Search code examples
llvmllvm-irpass-by-valuecalling-convention

Passing structs by-value in LLVM IR


I'm generating LLVM IR for JIT purposes, and I notice that LLVM's calling conventions don't seem to match the C calling conventions when aggregate values are involved. For instance, when I declare a function as taking a {i32, i32} (that is, a struct {int a, b;} in C terms) parameter, it appears to pass each of the struct elements in its own x86-64 GPR to the function, even though the x86-64 ABI specifies (sec. 3.2.3) that such a struct should be packed in a single 64-bit GPR.

This is in spite of LLVM's documentation claiming to match the C calling convention by default:

ccc” - The C calling convention

This calling convention (the default if no other calling convention is specified) matches the target C calling conventions. This calling convention supports varargs function calls and tolerates some mismatch in the declared prototype and implemented declaration of the function (as does normal C).

My question, then, is: Am I doing something wrong to cause LLVM to not match the C calling convention, or is this known behavior? (At the very least, the documentation seems to be wrong, no?)

I can find only very few references to the issue at all on the web, such as this bug report from 2007, which claims to be fixed. It also claims that "First, LLVM has no way to deal with aggregates as singular Value*'s", which I don't know if it was true in 2007, but it doesn't seem to be true now, given the extractvalue/insertvalue instructions. I also found this SO question whose second (non-accepted) answer simply seems to accept implicitly that argument coercion has to be done manually.

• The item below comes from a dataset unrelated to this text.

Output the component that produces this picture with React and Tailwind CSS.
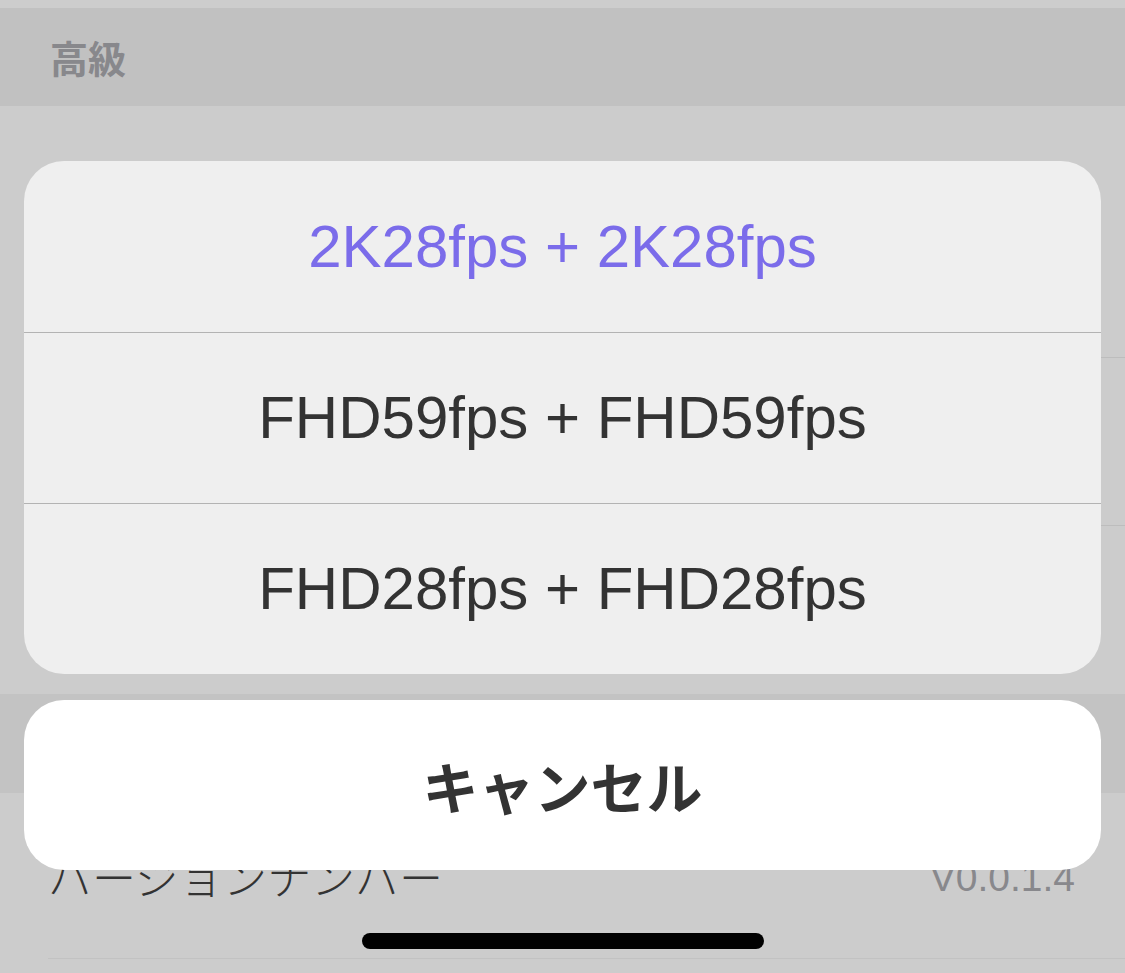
const options = [
  { label: '2K28fps + 2K28fps', selected: true },
  { label: 'FHD59fps + FHD59fps', selected: false },
  { label: 'FHD28fps + FHD28fps', selected: false },
];

const latin = { fontFamily: '"Liberation Sans", Arial, sans-serif' };
const jp = { fontFamily: '"Noto Sans CJK JP", "Noto Sans", sans-serif' };

function SettingsBackdrop() {
  // dimmed settings page sitting behind the action sheet
  return (
    <div className="flex flex-col">
      <div className="h-[8px] bg-[#cdcdcd]" />
      <div className="flex h-[98px] items-center bg-[#c1c1c1] px-[50px]">
        <span className="text-[38px] font-bold leading-none text-[#88888c]" style={jp}>
          高級
        </span>
      </div>
      <div className="ml-[48px] h-[252px] border-b border-[#bdbdbd]" />
      <div className="ml-[48px] h-[168px] border-b border-[#bdbdbd]" />
      <div className="h-[168px]" />
      <div className="h-[99px] bg-[#c3c3c3]" />
      <div className="ml-[48px] flex h-[166px] items-center justify-between border-b border-[#c2c2c2] pr-[50px]">
        <span className="text-[44px] font-light leading-none text-[#333333]" style={jp}>
          バージョンナンバー
        </span>
        <span className="pt-[4px] text-[39px] leading-none text-[#88888c]" style={latin}>
          V0.0.1.4
        </span>
      </div>
    </div>
  );
}

function ActionSheet() {
  return (
    <div className="absolute inset-0 flex flex-col px-[24px] pt-[161px]">
      <div className="flex flex-col overflow-hidden rounded-[40px] bg-[#efefef]">
        {options.map((o, i) => (
          <div
            key={o.label}
            className={
              'flex h-[171px] items-center justify-center ' +
              (i > 0 ? 'border-t border-[#b3b3b3]' : '')
            }
          >
            <span
              className={
                'text-[60px] leading-none ' + (o.selected ? 'text-[#7b6cea]' : 'text-[#333333]')
              }
              style={latin}
            >
              {o.label}
            </span>
          </div>
        ))}
      </div>
      <div className="mt-[26px] flex h-[170px] items-center justify-center rounded-[40px] bg-white">
        <span className="text-[56px] font-bold leading-none text-[#333333]" style={jp}>
          キャンセル
        </span>
      </div>
    </div>
  );
}

export default function App() {
  return (
    <div className="relative h-[973px] w-full overflow-hidden bg-[#cccccc]">
      <SettingsBackdrop />
      <ActionSheet />
      <div className="absolute left-[362px] top-[933px] h-[16px] w-[402px] rounded-full bg-black" />
    </div>
  );
}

I'm currently building code for doing argument coercion in my IR generator, but it is complicating my design considerably (not to mention making it architecture-specific), so if I'm simply doing something wrong, I'd rather know about that. :)


Solution

  • LLVM's support for C-language compatible calling convention is extremely limited I'm afraid. Several folks have wished for more direct calling convention support in LLVM (or a related library), but so far this has not emerged. That logic is currently encoded in the C-language frontend (Clang for example).

    What LLVM provides is a mapping from specific LLVM IR types to specific C ABI lowerings for a specific CPU backend. You can see which IR types to use for a given C function by using Clang to emit LLVM IR, much as the comment above suggests: https://c.compiler-explorer.com/z/8jWExWPYq

    struct S { int x, y; };
    
    void f(struct S s);
    
    void test(int x, int y) {
        struct S s = {x, y};
        f(s);
    }
    

    Turns into:

    define dso_local void @test(i32 noundef %0, i32 noundef %1) #0 {
      %3 = alloca i32, align 4
      %4 = alloca i32, align 4
      %5 = alloca %struct.S, align 4
      store i32 %0, ptr %3, align 4
      store i32 %1, ptr %4, align 4
      %6 = getelementptr inbounds %struct.S, ptr %5, i32 0, i32 0
      %7 = load i32, ptr %3, align 4
      store i32 %7, ptr %6, align 4
      %8 = getelementptr inbounds %struct.S, ptr %5, i32 0, i32 1
      %9 = load i32, ptr %4, align 4
      store i32 %9, ptr %8, align 4
      %10 = load i64, ptr %5, align 4
      call void @f(i64 %10)
      ret void
    }
    
    declare void @f(i64) #1
    

    There is sadly some non-trivial logic to map specific C types into the LLVM IR that will match the ABI when lowered for a platform. Outside of extremely simple types (basic C integer types, pointers, float, double, maybe a few others), these aren't even portable between the different architecture ABIs/calling-conventions.

    FWIW, the situation is even worse for C++ which has much more complexity here I'm afraid.

    So your choices are to:

    1. Use a very small set of types in a limited range of signatures that you build custom logic to lower correctly into LLVM IR, checking that it matches what Clang (or another C frontend) produces in every case.
    2. Directly use Clang or another C frontend to emit the LLVM IR.
    3. Take on the major project of extracting this ABI/calling-convention logic from Clang into a re-usable library. There has in the past been appetite for this in the LLVM/Clang communities, but it is a very large and complex undertaking from my understanding. There are some partial efforts (specifically for C and JITs) that you may be able to find and re-use, but I don't have a good memory of where all those are.